What you need to do: Every line of the listing must be reproduced as it stands. Leave the images behind.

Available data:
— Begin —

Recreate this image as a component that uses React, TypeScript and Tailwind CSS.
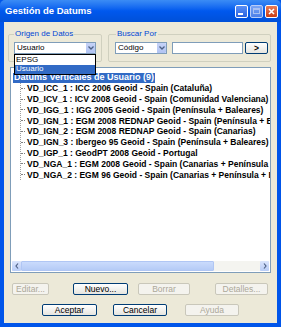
import React from 'react';

const items = [
  'VD_ICC_1 : ICC 2006 Geoid - Spain (Cataluña)',
  'VD_ICV_1 : ICV 2008 Geoid - Spain (Comunidad Valenciana)',
  'VD_IGG_1 : IGG 2005 Geoid - Spain (Península + Baleares)',
  'VD_IGN_1 : EGM 2008 REDNAP Geoid - Spain (Península + Baleares)',
  'VD_IGN_2 : EGM 2008 REDNAP Geoid - Spain (Canarias)',
  'VD_IGN_3 : Ibergeo 95 Geoid - Spain (Península + Baleares)',
  'VD_IGP_1 : GeodPT 2008 Geoid - Portugal',
  'VD_NGA_1 : EGM 2008 Geoid - Spain (Canarias + Península + Baleares)',
  'VD_NGA_2 : EGM 96 Geoid - Spain (Canarias + Península + Baleares)',
];

const font = { fontFamily: "Tahoma, 'Liberation Sans', Arial, sans-serif" };

function XpButton({ label, disabled, className }: { label: string; disabled?: boolean; className?: string }) {
  return (
    <div
      className={`h-[12px] flex items-center justify-center rounded-[2px] text-[8.5px] leading-none ${
        disabled
          ? 'border border-[#c9c7ba] bg-[#f4f3ee] text-[#aca899]'
          : 'border border-[#003c74] bg-gradient-to-b from-white to-[#e6e5df] text-black'
      } ${className ?? ''}`}
    >
      {label}
    </div>
  );
}

function ComboArrow() {
  return (
    <div className="w-[10px] h-full flex items-center justify-center bg-gradient-to-b from-[#c6d3f7] to-[#b1c4f3] border-l border-white rounded-[1px]">
      <svg width="6" height="4" viewBox="0 0 6 4">
        <path d="M0.5 0.5 L3 3 L5.5 0.5" stroke="#4d6185" strokeWidth="1.3" fill="none" />
      </svg>
    </div>
  );
}

export default function App() {
  return (
    <div className="w-[281px] h-[327px] flex flex-col bg-[#0055ea] overflow-hidden" style={font}>
      {/* title bar */}
      <div className="h-[22px] shrink-0 flex items-center pl-[5px] pr-[3px] rounded-t-[5px] bg-gradient-to-b from-[#3b8cf5] via-[#0058ee] to-[#0050d8]">
        <span className="flex-1 text-white font-bold text-[9.5px] leading-none">Gestión de Datums</span>
        <div className="flex gap-[2px]">
          <div className="w-[13px] h-[13px] rounded-[2px] border border-white bg-gradient-to-b from-[#5a8ff5] to-[#2a63e0] flex items-end justify-start p-[2px]">
            <div className="w-[5px] h-[2px] bg-white" />
          </div>
          <div className="w-[13px] h-[13px] rounded-[2px] border border-[#b8cdf8] bg-gradient-to-b from-[#7aa5f5] to-[#4c7fe8] flex items-center justify-center">
            <div className="w-[7px] h-[6px] border border-[#a9c1f3] border-t-2" />
          </div>
          <div className="w-[13px] h-[13px] rounded-[2px] border border-white bg-gradient-to-b from-[#e97c56] to-[#c93c12] flex items-center justify-center">
            <svg width="7" height="7" viewBox="0 0 7 7">
              <path d="M1 1 L6 6 M6 1 L1 6" stroke="white" strokeWidth="1.6" />
            </svg>
          </div>
        </div>
      </div>

      {/* client area */}
      <div className="flex-1 mx-[4px] mb-[4px] bg-[#ece9d8] flex flex-col relative">
        <div className="flex gap-[6px] pl-[4px] pt-[8px] pr-[7px] h-[40px]">
          <fieldset className="w-[94px] border border-[#d0d0bf] rounded-[2px] px-[5px]">
            <legend className="text-[8px] text-[#0046d5] px-[1px] leading-none">Origen de Datos</legend>
            <div className="relative mt-[4px] h-[12px] w-[82px] bg-white border border-[#7f9db9] flex items-center">
              <span className="flex-1 pl-[2px] text-[8px] leading-none">Usuario</span>
              <ComboArrow />
              {/* open dropdown */}
              <div className="absolute left-[-1px] top-[11px] w-[82px] bg-white border border-black z-10 text-[8px] leading-none">
                <div className="h-[9.5px] flex items-center pl-[1px]">EPSG</div>
                <div className="h-[9.5px] flex items-center pl-[1px] bg-[#316ac5] text-white">Usuario</div>
              </div>
            </div>
          </fieldset>
          <fieldset className="flex-1 border border-[#d0d0bf] rounded-[2px] pl-[6px] pr-[2px]">
            <legend className="text-[8px] text-[#0046d5] px-[1px] ml-[1px] leading-none">Buscar Por</legend>
            <div className="flex items-center mt-[4px] h-[12px]">
              <div className="h-[12px] w-[52px] bg-white border border-[#7f9db9] flex items-center">
                <span className="flex-1 pl-[2px] text-[8px] leading-none">Código</span>
                <ComboArrow />
              </div>
              <div className="ml-[5px] h-[12px] w-[71px] bg-white border border-[#7f9db9]" />
              <XpButton label=">" className="ml-[2px] w-[23px] font-bold" />
            </div>
          </fieldset>
        </div>

        {/* tree list */}
        <div className="mx-[6px] mt-[5px] h-[206px] border border-[#7f9db9] bg-white flex flex-col overflow-hidden">
          <div className="flex-1 pt-[4px] overflow-hidden">
            <div className="ml-[2px] h-[11px] flex items-center">
              <span className="bg-[#316ac5] text-white font-bold text-[9px] leading-none px-[1px] h-[10px] flex items-center whitespace-nowrap">
                Datums Verticales de Usuario (9)
              </span>
            </div>
            <div className="ml-[9px] border-l border-dotted border-[#a0a0a0]">
              {items.map((t, i) => (
                <div key={i} className="h-[10.8px] flex items-center whitespace-nowrap">
                  <div className="w-[4px] border-t border-dotted border-[#808080] mr-[2px] shrink-0" />
                  <span className="font-bold text-[8.5px] leading-none text-black">{t}</span>
                </div>
              ))}
            </div>
          </div>
          {/* horizontal scrollbar */}
          <div className="h-[10px] shrink-0 flex mx-[1px] mb-[1px] bg-[#f4f4f0]">
            <div className="w-[9px] bg-gradient-to-b from-[#dbe5fc] to-[#b9cdf7] rounded-[1px] flex items-center justify-center">
              <svg width="4" height="6" viewBox="0 0 4 6"><path d="M3 0.5 L1 3 L3 5.5" stroke="#4d6185" strokeWidth="1.2" fill="none" /></svg>
            </div>
            <div className="w-[193px] bg-gradient-to-b from-[#cadbfc] to-[#b5cbf6] rounded-[1px] border border-[#b0c6f4]" />
            <div className="flex-1" />
            <div className="w-[9px] bg-gradient-to-b from-[#dbe5fc] to-[#b9cdf7] rounded-[1px] flex items-center justify-center">
              <svg width="4" height="6" viewBox="0 0 4 6"><path d="M1 0.5 L3 3 L1 5.5" stroke="#4d6185" strokeWidth="1.2" fill="none" /></svg>
            </div>
          </div>
        </div>

        {/* buttons */}
        <div className="flex mt-[10px] pl-[8px]">
          <XpButton label="Editar..." disabled className="w-[37px]" />
          <XpButton label="Nuevo..." className="w-[55px] ml-[24px]" />
          <XpButton label="Borrar" disabled className="w-[52px] ml-[10px]" />
          <XpButton label="Detalles..." disabled className="w-[53px] ml-[25px]" />
        </div>
        <div className="flex mt-[9px] pl-[38px]">
          <XpButton label="Aceptar" className="w-[55px]" />
          <XpButton label="Cancelar" className="w-[54px] ml-[16px]" />
          <XpButton label="Ayuda" disabled className="w-[54px] ml-[18px]" />
        </div>
      </div>
    </div>
  );
}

— End —

Expected answer:
Recreate this image as a component that uses React, TypeScript and Tailwind CSS.
import React from 'react';

const items = [
  'VD_ICC_1 : ICC 2006 Geoid - Spain (Cataluña)',
  'VD_ICV_1 : ICV 2008 Geoid - Spain (Comunidad Valenciana)',
  'VD_IGG_1 : IGG 2005 Geoid - Spain (Península + Baleares)',
  'VD_IGN_1 : EGM 2008 REDNAP Geoid - Spain (Península + Baleares)',
  'VD_IGN_2 : EGM 2008 REDNAP Geoid - Spain (Canarias)',
  'VD_IGN_3 : Ibergeo 95 Geoid - Spain (Península + Baleares)',
  'VD_IGP_1 : GeodPT 2008 Geoid - Portugal',
  'VD_NGA_1 : EGM 2008 Geoid - Spain (Canarias + Península + Baleares)',
  'VD_NGA_2 : EGM 96 Geoid - Spain (Canarias + Península + Baleares)',
];

const font = { fontFamily: "Tahoma, 'Liberation Sans', Arial, sans-serif" };

function XpButton({ label, disabled, className }: { label: string; disabled?: boolean; className?: string }) {
  return (
    <div
      className={`h-[12px] flex items-center justify-center rounded-[2px] text-[8.5px] leading-none ${
        disabled
          ? 'border border-[#c9c7ba] bg-[#f4f3ee] text-[#aca899]'
          : 'border border-[#003c74] bg-gradient-to-b from-white to-[#e6e5df] text-black'
      } ${className ?? ''}`}
    >
      {label}
    </div>
  );
}

function ComboArrow() {
  return (
    <div className="w-[10px] h-full flex items-center justify-center bg-gradient-to-b from-[#c6d3f7] to-[#b1c4f3] border-l border-white rounded-[1px]">
      <svg width="6" height="4" viewBox="0 0 6 4">
        <path d="M0.5 0.5 L3 3 L5.5 0.5" stroke="#4d6185" strokeWidth="1.3" fill="none" />
      </svg>
    </div>
  );
}

export default function App() {
  return (
    <div className="w-[281px] h-[327px] flex flex-col bg-[#0055ea] overflow-hidden" style={font}>
      {/* title bar */}
      <div className="h-[22px] shrink-0 flex items-center pl-[5px] pr-[3px] rounded-t-[5px] bg-gradient-to-b from-[#3b8cf5] via-[#0058ee] to-[#0050d8]">
        <span className="flex-1 text-white font-bold text-[9.5px] leading-none">Gestión de Datums</span>
        <div className="flex gap-[2px]">
          <div className="w-[13px] h-[13px] rounded-[2px] border border-white bg-gradient-to-b from-[#5a8ff5] to-[#2a63e0] flex items-end justify-start p-[2px]">
            <div className="w-[5px] h-[2px] bg-white" />
          </div>
          <div className="w-[13px] h-[13px] rounded-[2px] border border-[#b8cdf8] bg-gradient-to-b from-[#7aa5f5] to-[#4c7fe8] flex items-center justify-center">
            <div className="w-[7px] h-[6px] border border-[#a9c1f3] border-t-2" />
          </div>
          <div className="w-[13px] h-[13px] rounded-[2px] border border-white bg-gradient-to-b from-[#e97c56] to-[#c93c12] flex items-center justify-center">
            <svg width="7" height="7" viewBox="0 0 7 7">
              <path d="M1 1 L6 6 M6 1 L1 6" stroke="white" strokeWidth="1.6" />
            </svg>
          </div>
        </div>
      </div>

      {/* client area */}
      <div className="flex-1 mx-[4px] mb-[4px] bg-[#ece9d8] flex flex-col relative">
        <div className="flex gap-[6px] pl-[4px] pt-[8px] pr-[7px] h-[40px]">
          <fieldset className="w-[94px] border border-[#d0d0bf] rounded-[2px] px-[5px]">
            <legend className="text-[8px] text-[#0046d5] px-[1px] leading-none">Origen de Datos</legend>
            <div className="relative mt-[4px] h-[12px] w-[82px] bg-white border border-[#7f9db9] flex items-center">
              <span className="flex-1 pl-[2px] text-[8px] leading-none">Usuario</span>
              <ComboArrow />
              {/* open dropdown */}
              <div className="absolute left-[-1px] top-[11px] w-[82px] bg-white border border-black z-10 text-[8px] leading-none">
                <div className="h-[9.5px] flex items-center pl-[1px]">EPSG</div>
                <div className="h-[9.5px] flex items-center pl-[1px] bg-[#316ac5] text-white">Usuario</div>
              </div>
            </div>
          </fieldset>
          <fieldset className="flex-1 border border-[#d0d0bf] rounded-[2px] pl-[6px] pr-[2px]">
            <legend className="text-[8px] text-[#0046d5] px-[1px] ml-[1px] leading-none">Buscar Por</legend>
            <div className="flex items-center mt-[4px] h-[12px]">
              <div className="h-[12px] w-[52px] bg-white border border-[#7f9db9] flex items-center">
                <span className="flex-1 pl-[2px] text-[8px] leading-none">Código</span>
                <ComboArrow />
              </div>
              <div className="ml-[5px] h-[12px] w-[71px] bg-white border border-[#7f9db9]" />
              <XpButton label=">" className="ml-[2px] w-[23px] font-bold" />
            </div>
          </fieldset>
        </div>

        {/* tree list */}
        <div className="mx-[6px] mt-[5px] h-[206px] border border-[#7f9db9] bg-white flex flex-col overflow-hidden">
          <div className="flex-1 pt-[4px] overflow-hidden">
            <div className="ml-[2px] h-[11px] flex items-center">
              <span className="bg-[#316ac5] text-white font-bold text-[9px] leading-none px-[1px] h-[10px] flex items-center whitespace-nowrap">
                Datums Verticales de Usuario (9)
              </span>
            </div>
            <div className="ml-[9px] border-l border-dotted border-[#a0a0a0]">
              {items.map((t, i) => (
                <div key={i} className="h-[10.8px] flex items-center whitespace-nowrap">
                  <div className="w-[4px] border-t border-dotted border-[#808080] mr-[2px] shrink-0" />
                  <span className="font-bold text-[8.5px] leading-none text-black">{t}</span>
                </div>
              ))}
            </div>
          </div>
          {/* horizontal scrollbar */}
          <div className="h-[10px] shrink-0 flex mx-[1px] mb-[1px] bg-[#f4f4f0]">
            <div className="w-[9px] bg-gradient-to-b from-[#dbe5fc] to-[#b9cdf7] rounded-[1px] flex items-center justify-center">
              <svg width="4" height="6" viewBox="0 0 4 6"><path d="M3 0.5 L1 3 L3 5.5" stroke="#4d6185" strokeWidth="1.2" fill="none" /></svg>
            </div>
            <div className="w-[193px] bg-gradient-to-b from-[#cadbfc] to-[#b5cbf6] rounded-[1px] border border-[#b0c6f4]" />
            <div className="flex-1" />
            <div className="w-[9px] bg-gradient-to-b from-[#dbe5fc] to-[#b9cdf7] rounded-[1px] flex items-center justify-center">
              <svg width="4" height="6" viewBox="0 0 4 6"><path d="M1 0.5 L3 3 L1 5.5" stroke="#4d6185" strokeWidth="1.2" fill="none" /></svg>
            </div>
          </div>
        </div>

        {/* buttons */}
        <div className="flex mt-[10px] pl-[8px]">
          <XpButton label="Editar..." disabled className="w-[37px]" />
          <XpButton label="Nuevo..." className="w-[55px] ml-[24px]" />
          <XpButton label="Borrar" disabled className="w-[52px] ml-[10px]" />
          <XpButton label="Detalles..." disabled className="w-[53px] ml-[25px]" />
        </div>
        <div className="flex mt-[9px] pl-[38px]">
          <XpButton label="Aceptar" className="w-[55px]" />
          <XpButton label="Cancelar" className="w-[54px] ml-[16px]" />
          <XpButton label="Ayuda" disabled className="w-[54px] ml-[18px]" />
        </div>
      </div>
    </div>
  );
}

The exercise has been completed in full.